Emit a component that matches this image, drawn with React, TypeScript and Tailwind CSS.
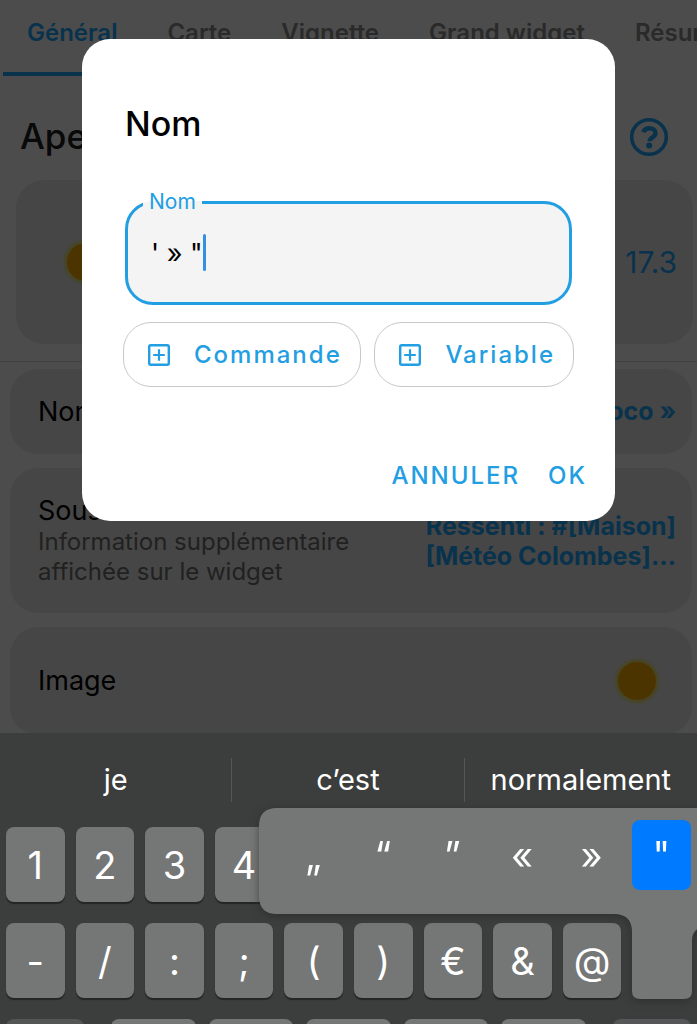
import type { ReactNode } from "react";

const TABS = ["Général", "Carte", "Vignette", "Grand widget", "Résumé"];

const SUGGESTIONS = ["je", "c’est", "normalement"];

// The callout covers the rest of the digit row, so only the first keys are drawn.
const DIGITS = ["1", "2", "3", "4"];
const SYMBOLS = ["-", "/", ":", ";", "(", ")", "€", "&", "@"];
const PUNCTUATION = ["Point", "Virgule", "Point d’interrogation", "Point d’exclamation", "Apostrophe"];
const QUOTES = [
  { glyph: "„", label: "Guillemet bas" },
  { glyph: "“", label: "Guillemet ouvrant" },
  { glyph: "”", label: "Guillemet fermant" },
  { glyph: "«", label: "Guillemet français ouvrant" },
  { glyph: "»", label: "Guillemet français fermant" },
];

const rowCls = "grid h-[75px] grid-cols-10 gap-[11px]";
const keyCls =
  "flex items-center justify-center rounded-lg bg-[#757676] pt-px text-[38px] leading-none text-white shadow-[0_2px_1px_#242424]";

function Sun() {
  return (
    <svg viewBox="0 0 48 48" className="size-12 shrink-0" aria-hidden="true">
      <defs>
        <radialGradient id="halo">
          <stop offset="0.76" stopColor="#ffdc00" stopOpacity="0.6" />
          <stop offset="0.88" stopColor="#e6dc00" stopOpacity="0.35" />
          <stop offset="1" stopColor="#ffdc00" stopOpacity="0" />
        </radialGradient>
      </defs>
      <circle cx="24" cy="24" r="24" fill="url(#halo)" />
      <circle cx="24" cy="24" r="19" fill="#ffb000" />
    </svg>
  );
}

function HelpIcon() {
  return (
    <svg viewBox="0 0 40 40" className="size-10" fill="none" stroke="currentColor" aria-hidden="true">
      <circle cx="20" cy="20" r="17.3" strokeWidth="3.6" />
      <path
        d="M14.2 15.2C15.4 12.5 17.5 11.2 20.3 11.2c3.5 0 6.2 2 6.2 5 0 4.2-5.9 4-5.9 8"
        strokeWidth="4.4"
      />
      <circle cx="20.2" cy="28.6" r="3" fill="currentColor" stroke="none" />
    </svg>
  );
}

function PlusBoxIcon() {
  return (
    <svg viewBox="0 0 22 22" className="size-[22px]" fill="none" stroke="currentColor" aria-hidden="true">
      <rect x="1.2" y="1.2" width="19.6" height="19.6" rx="1.5" strokeWidth="2.4" />
      <path d="M11 5.2v11.6M5.2 11h11.6" strokeWidth="2.2" />
    </svg>
  );
}

function SettingRow({
  title,
  hint,
  className,
  children,
}: {
  title: string;
  hint?: string;
  className: string;
  children: ReactNode;
}) {
  return (
    <section
      className={`flex items-center justify-between rounded-[28px] bg-[#ebebeb] pr-4 pl-7 ${className}`}
    >
      <div>
        <h2 className="text-[27px] leading-8 text-black">{title}</h2>
        {hint && <p className="max-w-[330px] text-[24px] leading-[30px] text-[#707070]">{hint}</p>}
      </div>
      {children}
    </section>
  );
}

function InsertButton({ label }: { label: string }) {
  return (
    <button
      type="button"
      className="flex h-[65px] items-center gap-6 rounded-[28px] border border-[#c8c8cc] pr-[18px] pl-6 text-[24px] font-medium tracking-[2px]"
    >
      <PlusBoxIcon />
      {label}
    </button>
  );
}

function SettingsPage() {
  return (
    <div className="bg-white text-[#20a8ff]">
      <nav className="flex h-[76px] gap-[2px] overflow-hidden pl-[3px]">
        {TABS.map((tab, i) => (
          <a
            key={tab}
            href="#"
            aria-current={i === 0 ? "page" : undefined}
            className={`shrink-0 border-b-4 px-6 pt-[18px] text-[24px] leading-[30px] font-semibold ${
              i === 0 ? "border-[#20a8ff]" : "border-transparent text-[#8c8c8c]"
            }`}
          >
            {tab}
          </a>
        ))}
      </nav>

      <header className="flex h-[104px] items-center justify-between pt-[17px] pr-7 pl-5">
        <h1 className="text-[35px] font-medium text-[#202020]">Aperçu</h1>
        <button type="button" aria-label="Aide">
          <HelpIcon />
        </button>
      </header>

      <div className="border-b border-[#d8d8d8] pr-1 pb-[17px] pl-4">
        <section className="flex h-[164px] items-center justify-between rounded-[28px] bg-[#ebebeb] pr-4 pl-[46px]">
          <Sun />
          <span className="text-[30px]">17.3</span>
        </section>
      </div>

      <div className="flex flex-col gap-[14px] pt-[7px] pr-[5px] pl-[10px]">
        <SettingRow title="Nom" className="h-[85px]">
          <strong className="text-[25px] font-bold">« Météo Coco »</strong>
        </SettingRow>
        <SettingRow
          title="Sous-titre"
          hint="Information supplémentaire affichée sur le widget"
          className="h-[145px]"
        >
          <strong className="text-right text-[25px] leading-[30px] font-bold">
            Ressenti : #[Maison]
            <br />
            [Météo Colombes]…
          </strong>
        </SettingRow>
        <SettingRow title="Image" className="h-[108px]">
          <span className="pr-[15px]">
            <Sun />
          </span>
        </SettingRow>
      </div>
    </div>
  );
}

function NameDialog() {
  return (
    <div
      role="dialog"
      aria-modal="true"
      aria-labelledby="dialog-title"
      className="w-full rounded-[28px] bg-white px-[41px] pt-[62px] pb-[19px] text-[#229ee2]"
    >
      <h2 id="dialog-title" className="px-[2px] text-[34px] leading-[46px] font-medium text-black">
        Nom
      </h2>

      <fieldset className="mx-[2px] mt-[43px] h-[115px] rounded-[28px] border-[3px] border-[#229ee2] bg-[#f4f4f4] px-[15px]">
        <legend className="px-[6px] text-[21px] leading-6">
          <label htmlFor="name">Nom</label>
        </legend>
        <div className="flex h-[76px] items-center pl-2">
          <input
            id="name"
            defaultValue={"' » \""}
            className="field-sizing-content min-w-0 bg-transparent pt-1 text-[27px] text-black outline-none"
          />
          <span className="h-[37px] w-[3px] rounded-full bg-[#338fe0]" />
        </div>
      </fieldset>

      <div className="mt-[17px] flex justify-between">
        <InsertButton label="Commande" />
        <InsertButton label="Variable" />
      </div>

      <div className="-mr-[13px] mt-[63px] flex justify-end gap-7 text-[24px] font-medium tracking-[2px]">
        <button type="button" className="h-[52px]">
          ANNULER
        </button>
        <button type="button" className="h-[52px]">
          OK
        </button>
      </div>
    </div>
  );
}

function Keyboard() {
  return (
    <div className="relative h-[291px] shrink-0 overflow-hidden bg-[#3c3d3d] text-white">
      <div className="grid h-[94px] grid-cols-3 items-center divide-x divide-[#555]">
        {SUGGESTIONS.map((word) => (
          <button key={word} type="button" className="h-11 text-[29px]">
            {word}
          </button>
        ))}
      </div>

      <div className="flex flex-col gap-[21px] px-[6px]">
        <div className={rowCls}>
          {DIGITS.map((key) => (
            <button key={key} type="button" className={keyCls}>
              {key}
            </button>
          ))}
        </div>
        <div className={rowCls}>
          {SYMBOLS.map((key) => (
            <button key={key} type="button" className={keyCls}>
              {key}
            </button>
          ))}
        </div>
        <div className="flex h-[75px] gap-[13px]">
          <button type="button" aria-label="Autres symboles" className="w-[78px] rounded-lg bg-[#535454]" />
          <div className="flex flex-1 gap-[13px] px-[14px]">
            {PUNCTUATION.map((label) => (
              <button key={label} type="button" aria-label={label} className="flex-1 rounded-lg bg-[#757676]" />
            ))}
          </div>
          <button type="button" aria-label="Effacer" className="w-[78px] rounded-lg bg-[#535758]" />
        </div>
      </div>

      {/* long-press callout, joined to the key it grows from */}
      <div className="absolute top-[75px] right-0 w-[438px] drop-shadow-[0_2px_4px_#2228]">
        <svg viewBox="0 0 438 191" className="w-full" aria-hidden="true">
          <path
            d="M18 0H460V116Q433 116 433 132V183Q433 191 425 191H381Q373 191 373 183V124C373 112 367 106 355 106H18Q0 106 0 88V18Q0 0 18 0Z"
            fill="#757676"
          />
        </svg>
        <div className="absolute inset-x-0 top-3 flex h-[70px] gap-[11px] pr-[6px] pl-[25px]">
          {QUOTES.map((q) => (
            <button key={q.glyph} type="button" aria-label={q.label} className="flex-1 text-[38px] leading-none">
              {q.glyph}
            </button>
          ))}
          <button type="button" className="w-[59px] rounded-lg bg-[#007aff] text-[38px] leading-none">
            "
          </button>
        </div>
      </div>
    </div>
  );
}

export default function App() {
  return (
    <div className="flex h-screen flex-col overflow-hidden bg-white font-[Inter,'Liberation_Sans',sans-serif]">
      <main className="relative min-h-0 flex-1 overflow-hidden">
        <SettingsPage />
        <div className="absolute inset-0 flex items-start bg-black/70 px-[82px] pt-[39px]">
          <NameDialog />
        </div>
      </main>
      <Keyboard />
    </div>
  );
}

§ WHAT THE EXERCISE ASKS:
State, as a bare number, how many lines of the listing hold the word "drawn".

§ SOLUTION FOR THIS PROBLEM:
2